Anyway, some of the slight differences in the book include Mouth’s propensity for rhyming, Data pulling out inventions three times as much, and Mikey tending to censor some of the racier jokes and sight gags from the film with his descriptions (remember the broken stature of David, well Mikey didn’t want to repeat Brand saying that, “…If God made it that way, you’d all be pissing in your faces…”.) By the by, in the book Mikey’s mom discovers the broken statue. There’s also some interesting cross-pollinating with other Spielberg projects like Poltergeist. At one point Mikey shares and anecdote about how he broke his arm falling into an excavation in the newly built Cuesta Verde Estates housing development. Did I mention that James Kahn also wrote the novelization for Poltergeist? The thought that, Cuesta Verde would be within biking distance from Astoria is pretty cool, as if there really was this specific Spielberg suburbia out in the pacific northwest where all kinds of crazy shit happened. Maybe E.T. would have landed there too if that novelization hadn’t already been written by Kotzwinkle.

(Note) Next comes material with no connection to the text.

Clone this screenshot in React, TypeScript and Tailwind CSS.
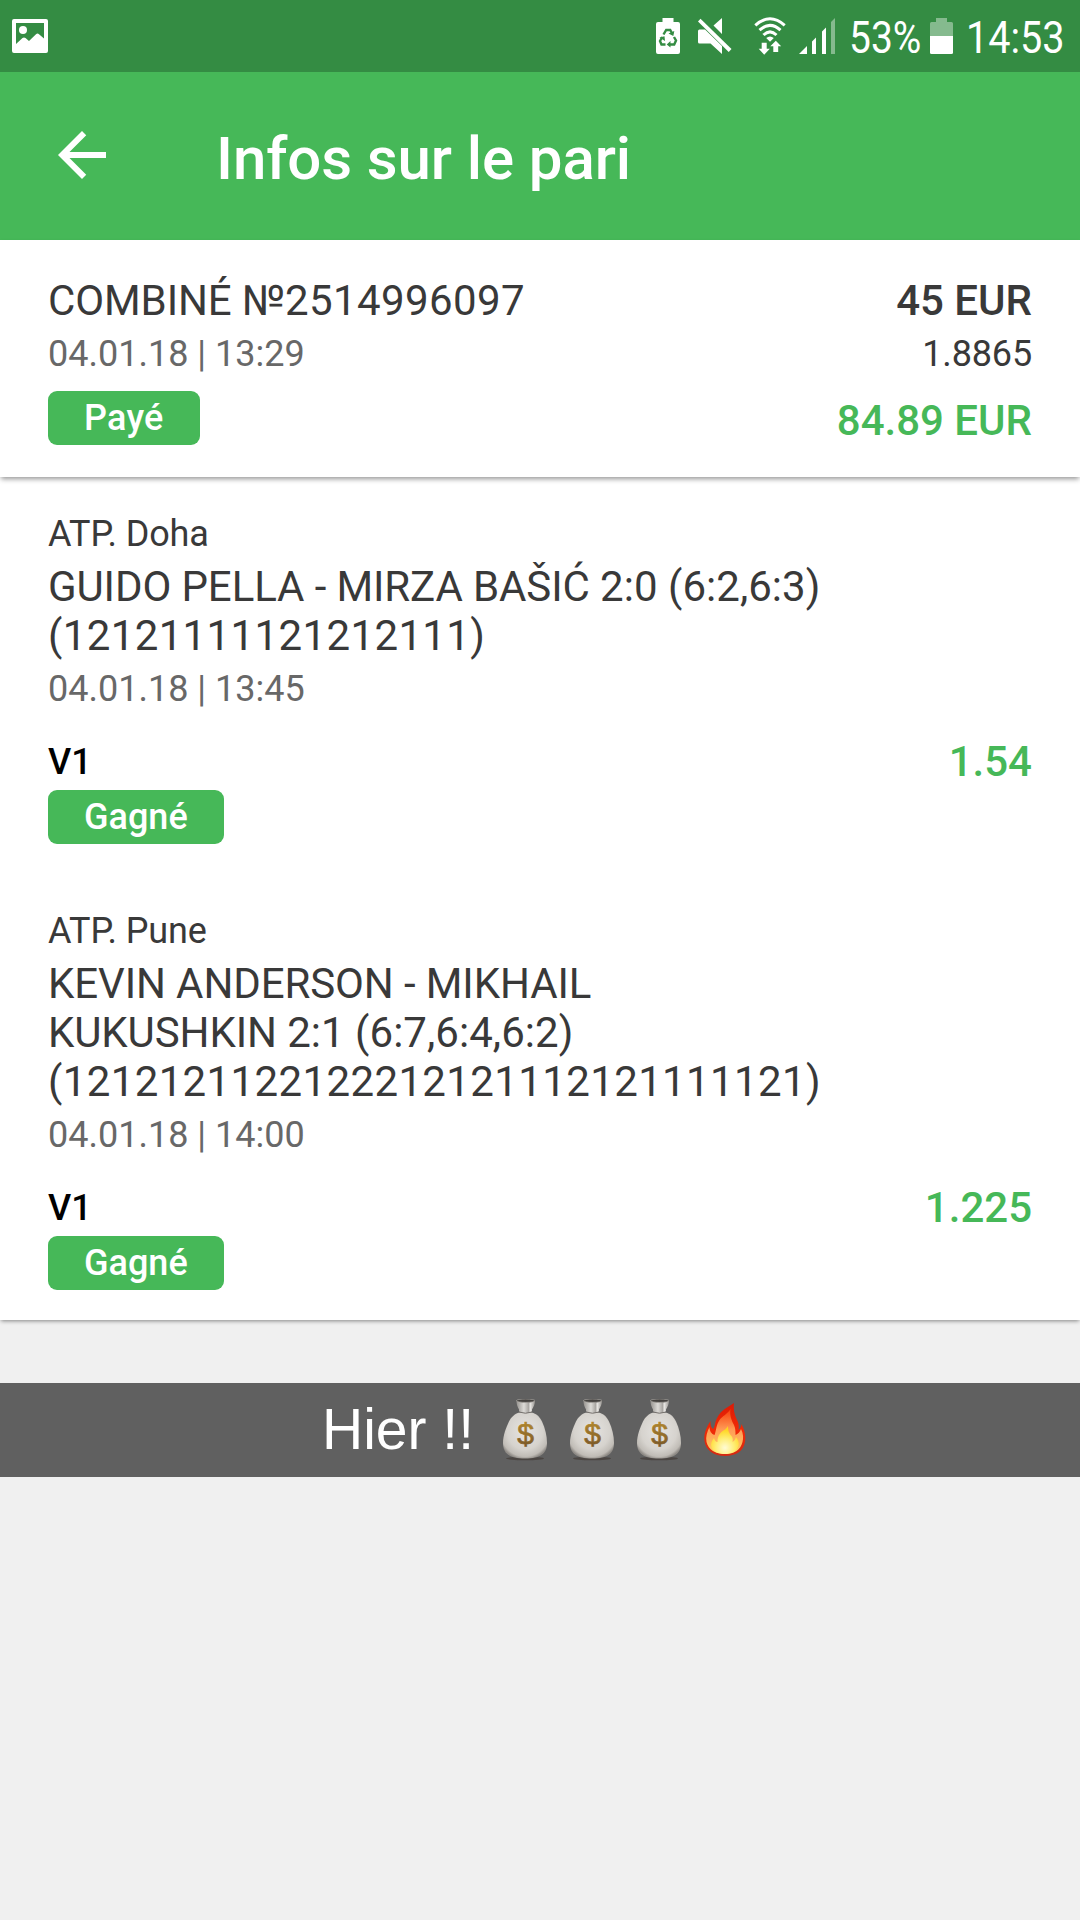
const bets = [
  {
    league: "ATP. Doha",
    lines: [
      { names: "GUIDO PELLA - MIRZA BAŠIĆ ", score: "2:0 (6:2,6:3)" },
      { points: "(12121111121212111)" },
    ],
    date: "04.01.18 | 13:45",
    pick: "V1",
    odds: "1.54",
    status: "Gagné",
  },
  {
    league: "ATP. Pune",
    lines: [
      { names: "KEVIN ANDERSON - MIKHAIL" },
      { names: "KUKUSHKIN ", score: "2:1 (6:7,6:4,6:2)" },
      { points: "(1212121122122212121112121111121)" },
    ],
    date: "04.01.18 | 14:00",
    pick: "V1",
    odds: "1.225",
    status: "Gagné",
  },
];

export default function App() {
  return (
    <div className="flex h-[1920px] w-[1080px] flex-col overflow-hidden bg-[#f0f0f0] font-[Roboto,sans-serif] text-[#393939]">
      <StatusBar />
      <AppBar />
      <Summary />
      <main className="flex h-[843px] flex-col gap-[66px] bg-white px-12 pt-9 shadow-[0_2px_4px_-1px_rgba(0,0,0,0.45)]">
        {bets.map((bet) => (
          <BetItem key={bet.league} bet={bet} />
        ))}
      </main>
      <Caption />
    </div>
  );
}

function StatusBar() {
  return (
    <div className="flex h-[72px] shrink-0 items-center justify-between bg-[#348c43] pl-3 pr-4 text-white">
      <PictureIcon />
      <div className="flex items-center">
        <BatterySaverIcon />
        <MuteIcon />
        <WifiIcon />
        <SignalIcon />
        <span className="ml-3.5 mt-[3px] w-[73px] origin-left scale-x-[0.885] whitespace-nowrap text-[44px] leading-[52px]">
          53%
        </span>
        <BatteryIcon />
        <span className="ml-[13px] mt-[3px] w-[98px] origin-left scale-x-[0.9] whitespace-nowrap text-[44px] leading-[52px]">
          14:53
        </span>
      </div>
    </div>
  );
}

function AppBar() {
  return (
    <header className="flex h-[168px] shrink-0 items-center bg-[#46b858] pl-[46px] text-white">
      <svg viewBox="0 0 24 24" className="size-[72px] -translate-y-px" fill="currentColor">
        <path d="M20 11H7.83l5.59-5.59L12 4l-8 8 8 8 1.41-1.41L7.83 13H20v-2z" />
      </svg>
      <h1 className="ml-[98px] mt-1.5 text-[60px] font-medium leading-[70px] tracking-[-0.1px]">
        Infos sur le pari
      </h1>
    </header>
  );
}

function Summary() {
  return (
    <section className="relative z-10 flex h-[237px] shrink-0 justify-between bg-white px-12 pt-9 shadow-[0_3px_5px_-1px_rgba(0,0,0,0.42)]">
      <div className="flex flex-col items-start">
        <p className="text-[42px] leading-[49px]">
          <span className="tracking-[-0.1px]">COMBINÉ №</span>
          <span className="tracking-[0.4px]">2514996097</span>
        </p>
        <p className="mt-2 text-4xl leading-[42px] text-[#686868]">04.01.18 | 13:29</p>
        <Badge className="mt-4 tracking-[0.25px]">Payé</Badge>
      </div>
      <div className="flex flex-col items-end">
        <p className="text-[42px] font-medium leading-[49px]">45 EUR</p>
        <p className="mt-2 text-4xl leading-[42px] tracking-[-0.15px]">1.8865</p>
        <p className="mt-[21px] text-[42px] font-medium leading-[49px] text-[#46b858]">
          84.89 EUR
        </p>
      </div>
    </section>
  );
}

function Badge({ children, className }: { children: string; className?: string }) {
  return (
    <span
      className={`rounded-[9px] bg-[#46b858] px-9 py-1.5 text-4xl font-medium leading-[42px] text-white ${className ?? ""}`}
    >
      {children}
    </span>
  );
}

type Line = { names?: string; score?: string; points?: string };
type Bet = Omit<(typeof bets)[number], "lines"> & { lines: Line[] };

function BetItem({ bet }: { bet: Bet }) {
  return (
    <article className="flex flex-col items-start">
      <p className="text-4xl leading-[42px] tracking-[-0.1px]">{bet.league}</p>
      <div className="mt-[7px] whitespace-pre text-[42px] leading-[49px]">
        {bet.lines.map((line, idx) => (
          <p key={idx}>
            {line.names && <span className="tracking-[-0.11px]">{line.names}</span>}
            {line.score && <span className="tracking-[0.04px]">{line.score}</span>}
            {line.points && <span className="tracking-[0.37px]">{line.points}</span>}
          </p>
        ))}
      </div>
      <p className="mt-2 text-4xl leading-[42px] text-[#686868]">{bet.date}</p>
      <div className="mt-[27px] flex h-[53px] w-full items-start justify-between">
        <span className="mt-1 text-4xl font-medium leading-[42px] text-black">{bet.pick}</span>
        <span className="text-[42px] font-medium leading-[49px] text-[#46b858]">{bet.odds}</span>
      </div>
      <Badge>{bet.status}</Badge>
    </article>
  );
}

function Caption() {
  return (
    <div className="mt-[63px] flex h-[94px] shrink-0 items-center bg-[#606060] pl-[322px] text-white">
      <span className="-mt-0.5 w-[181px] whitespace-pre font-['Liberation_Sans',sans-serif] text-[57px] leading-[66px]">
        Hier !!
      </span>
      <div className="flex items-center gap-[23px]">
        <MoneyBag />
        <MoneyBag />
        <MoneyBag />
        <Flame />
      </div>
    </div>
  );
}

function PictureIcon() {
  return (
    <svg viewBox="0 0 36 34" className="h-[34px] w-9" fill="currentColor">
      <path
        fillRule="evenodd"
        d="M2 0h32a2 2 0 0 1 2 2v30a2 2 0 0 1-2 2H2a2 2 0 0 1-2-2V2a2 2 0 0 1 2-2zm2 4v21l6.500-6q1.500-1.200 3 0l3.500 3 7-6.800q1.500-1.500 3 0l5 4.300V4z"
      />
      <circle cx="11" cy="11" r="4" />
    </svg>
  );
}

function BatterySaverIcon() {
  return (
    <svg viewBox="0 0 24 36" className="h-9 w-6">
      <path
        fill="currentColor"
        d="M6.500 0h11v4H22a2 2 0 0 1 2 2v28a2 2 0 0 1-2 2H2a2 2 0 0 1-2-2V6a2 2 0 0 1 2-2h4.500z"
      />
      <path
        fill="none"
        stroke="#348c43"
        strokeWidth="2.400"
        d="M7.500 16.500 10.200 12h4l2.300 4M18 19l2 3.500-1.800 4H13M9.500 26.500H5.500L4 23l2.300-4"
      />
      <path
        fill="#348c43"
        d="m18.300 13-1 5-4.800-2.500zM14.500 23v6.500L10.700 26.500zM3.500 19.500l5-1.200.5 4.700z"
      />
    </svg>
  );
}

function MuteIcon() {
  return (
    <svg viewBox="0 0 34 36" className="ml-[18px] h-9 w-[34px]" fill="currentColor">
      <path d="M24 0v16l-8.500-8.500zM1.500 11.500H7L24 28v8L12.500 25.500h-11Q0 25.500 0 24V13q0-1.500 1.500-1.500z" />
      <path d="M2.500.8 33.500 31l-2.800 3L0 3.500z" />
    </svg>
  );
}

function WifiIcon() {
  return (
    <svg viewBox="0 0 34 38" className="ml-[22px] h-[38px] w-[34px]">
      <g fill="none" stroke="currentColor" strokeWidth="3">
        <path d="M1.300 8.300Q16-4.800 30.700 8.300" />
        <path d="M5.500 13.200Q16 3.500 26.500 13.200" />
        <path d="M9.500 18Q16 11.800 22.500 18" />
      </g>
      <path
        fill="currentColor"
        d="M12.200 21q3.800-3.200 7.600 0L16 24.800zM7.700 25.700h5v6h3.100l-5.600 6-5.500-6h3zM19.300 35v-5.700h-3l5.500-5.600 5.400 5.600h-3V35z"
      />
    </svg>
  );
}

function SignalIcon() {
  return (
    <svg viewBox="0 0 36 36" className="ml-[11px] size-9" fill="currentColor">
      <path d="M0 36l8-8v8zM13 23.500l4-4V36h-4zM23 13.500l4-4V36h-4z" />
      <path d="M32 4l4-4v36h-4z" opacity="0.4" />
    </svg>
  );
}

function BatteryIcon() {
  return (
    <svg viewBox="0 0 23 36" className="ml-2 h-9 w-[23px]" fill="currentColor">
      <path opacity="0.4" d="M6 0h11v4h4.500Q23 4 23 5.500V18H0V5.500Q0 4 1.500 4H6z" />
      <path d="M0 18h23v16.500q0 1.500-1.500 1.500h-20Q0 36 0 34.500z" />
    </svg>
  );
}

function MoneyBag() {
  return (
    <svg viewBox="0 0 44 62" className="h-[62px] w-11">
      <defs>
        <radialGradient id="bag" cx="0.5" cy="0.4" r="0.62">
          <stop offset="0" stopColor="#e6e4e1" />
          <stop offset="0.65" stopColor="#d6d3ce" />
          <stop offset="0.9" stopColor="#c0bcb6" />
          <stop offset="1" stopColor="#8f8b86" />
        </radialGradient>
        <linearGradient id="neck" x1="0" x2="1">
          <stop offset="0" stopColor="#96938f" />
          <stop offset="0.4" stopColor="#dddbd7" />
          <stop offset="0.65" stopColor="#aaa7a3" />
          <stop offset="0.75" stopColor="#e8e6e3" />
          <stop offset="1" stopColor="#96938f" />
        </linearGradient>
        <linearGradient id="gold" x1="0" y1="0" x2="0" y2="1">
          <stop offset="0" stopColor="#bd9130" />
          <stop offset="1" stopColor="#705026" />
        </linearGradient>
      </defs>
      <ellipse cx="22" cy="59.500" rx="19" ry="1.700" fill="#4b4643" />
      <path
        fill="url(#bag)"
        d="M16.500 13.500h12c5 1 8 4 10.500 9C42 29 44 37 44 44c0 10-6 15.500-22 15.500S0 54 0 44c0-8 3-15 6-21.500 2-4 5.500-8 10.500-9z"
      />
      <path fill="url(#neck)" d="M13.500 1.500q9.500 3 18.500 0c0 4-1.500 6-3 9v2q-6.500 3-13 0v-2c-1.500-3-2.500-5-2.500-9z" />
      <ellipse cx="22.700" cy="1.700" rx="9.300" ry="1.700" fill="#44413e" stroke="#b8b5b0" strokeWidth="0.600" />
      <path d="M16 13q6.500 2.500 13 0" fill="none" stroke="#77736f" strokeWidth="1" />
      <text
        x="22.500"
        y="45"
        textAnchor="middle"
        fill="url(#gold)"
        stroke="url(#gold)"
        strokeWidth="0.700"
        className="font-['Liberation_Sans',sans-serif] text-[30px]"
      >
        $
      </text>
    </svg>
  );
}

function Flame() {
  return (
    <svg viewBox="0 0 42 54" className="h-[54px] w-[42px]">
      <defs>
        <linearGradient id="outer" x1="0" y1="0" x2="0" y2="1">
          <stop offset="0" stopColor="#dc1a05" />
          <stop offset="0.5" stopColor="#f02a06" />
          <stop offset="1" stopColor="#d32a12" />
        </linearGradient>
        <linearGradient id="middle" x1="0" y1="0" x2="0" y2="1">
          <stop offset="0" stopColor="#f63c0a" />
          <stop offset="0.45" stopColor="#ff9a55" />
          <stop offset="0.8" stopColor="#ffbd5e" />
          <stop offset="1" stopColor="#ffdc6a" />
        </linearGradient>
        <radialGradient id="inner" cx="0.5" cy="0.78" r="0.65">
          <stop offset="0" stopColor="#fffbd5" />
          <stop offset="0.5" stopColor="#ffee79" />
          <stop offset="1" stopColor="#ffd51e" />
        </radialGradient>
      </defs>
      <path
        fill="url(#outer)"
        d="M30 0c-1 8 1 13 3.500 18 1.500 3 1.500 6 1 9 1.800-1.500 2.800-4 3-6 3 6 4.500 12 3.500 18C39.500 48 32 53 21 53S1.500 47 .5 38C-.5 31 2.500 24 6.500 18c-.2 4 .5 6 2.500 8 2-2 1.500-6 4-11C17 7 24 4 30 0z"
      />
      <path
        fill="url(#middle)"
        d="M26.500 6c-1 7 1 11 3.500 16 1.500 3 1.500 7 1.500 10 2.500-1 4.500-3 5.500-6 2.500 5 2.500 9 1.500 13-2 8-8 12-17.500 12S4.500 47 2.500 39C1.500 34 3 29 5.500 24c0 4 2 7 5 8 2-5 1.500-10 5-15 3-4 8-6 11-11z"
      />
      <path
        fill="url(#inner)"
        d="M24 23c0 5 1 7 3.500 10 1.500 2 1.500 4 1 6 2-1 3-3 3.500-5 3 4 3.500 7 2 10-2 5-7 7-13 7S9 49 7.500 44c-1-3 0-6 2.500-9 .5 2 1.500 4 3.500 4 0-4 .5-6 3-9 2.500-3 5.500-3 7.500-7z"
      />
    </svg>
  );
}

Also, for all those kids out there that only caught the Goonies when it aired on cable (specifically the Disney Channel in the early 90s), the book provides vindication of some of the deleted scenes that appeared in that cut of the film. I always thought it was weird that there were so many different versions of flicks in the 80s, one for theaters, one for vhs, one for cable, one for airline exhibitions, etc. Deleted scenes sort of meant more then, as they were potential filler for some of the other raunchier stuff that needed to be cut for cable. Anyway, I was one of those kids that saw the octopus scene, and the segment at the beginning when Mikey, Data, Chunk and Mouth have a run in with Troy in the minimart when the flick aired on the Disney channel, and later when watching the official VHS with friends none of them believed me that these scenes existed. Can’t express how happy I was to see them finally pop up on the DVD. There are also a couple of extensions of the wishing well scene. One involves Andy being inducted as an official Goony by repeating the oath: “I will never betray my Goon dock friends, We will stick together until the whole world ends, Through Heaven and Hell and nuclear war, good pals like us will stick like tar, In the city, or the country, or the forest, or the boonies, I am proudly declared a fellow…” The oath is finished off with the exclamation of “Leech!” as Mikey realizes they’re all covered in leeches. These scenes were new to me when I ready the youth adaptation of the movie back in 2010 during my Goonies 25th anniversary week. Glad to see them in this full on novelization as well.
I don’t want to spoil all the good stuff from the novel that didn’t make it into the film, but there’s one more segment that’s really cool involving an underground river. While the gang is trying to find their way to One-Eyed Willie’s ship, they come upon a cave with only one exit, which is almost completely submerged in water. There’s a raft, so they all get on as they hear the Fratelli’s hot on their trail. Along the ride they all take turns telling stories to keep each other from freaking out in the dark water-filled tunnel. Again, nothing that needed to be in the film, but it’s really fun to stumble upon an extra like this in the book. All in all I think this one is worth the read, even though the first person narrative is awkward. It’s a great way to spend a little more time with the gang while getting some new aspects to the adventure along the way. If nothing else it has me really jazzed to read the Three Weeks with the Goonies book by Mick Alderman. I can never get enough of this flick!
Okay, so there was one other thing that I wanted to point out about the book, one small segment of a scene that was cut from the film involving the leeches. I wasn’t sure I wanted to mention it because it’s kind of messed up, but I thought about it and I can’t help it, it’s just too damn weird. So in the wishing well sequence, at the end, after Andy has sent up the bucket empty, all the kids realize that they’re covered in leeches. Data has a bright idea and end up strapping two wires to a 20-volt battery. He sticks the wires in the water by his feet sending a light electrical charge through his body that’s lethal enough to kill the leeches. He does this for the rest of them, and afterwards, James Kahn tags on a small scene that is, well, almost obscene. After getting the shock, Andy and Stef are standing off to the side, and Kahn describes them as having “…limp smile(s) and small sigh(s)…” Then Stef says to Andy, “I got all tingly – just my luck, I’m in love with a pond!” After which the following passage appears: ‘It annoyed Andy, for some reason, I don’t know, like someone had made her feel good and she didn’t want to…’ Then Andy hauls off and slaps Data saying “Don’t-you-ever-try-that-again-with-me-Buster!” What the hell! Did Kahn actually suggest that Andy and Stef had orgasms from the electric shock!?! W-T-F?!?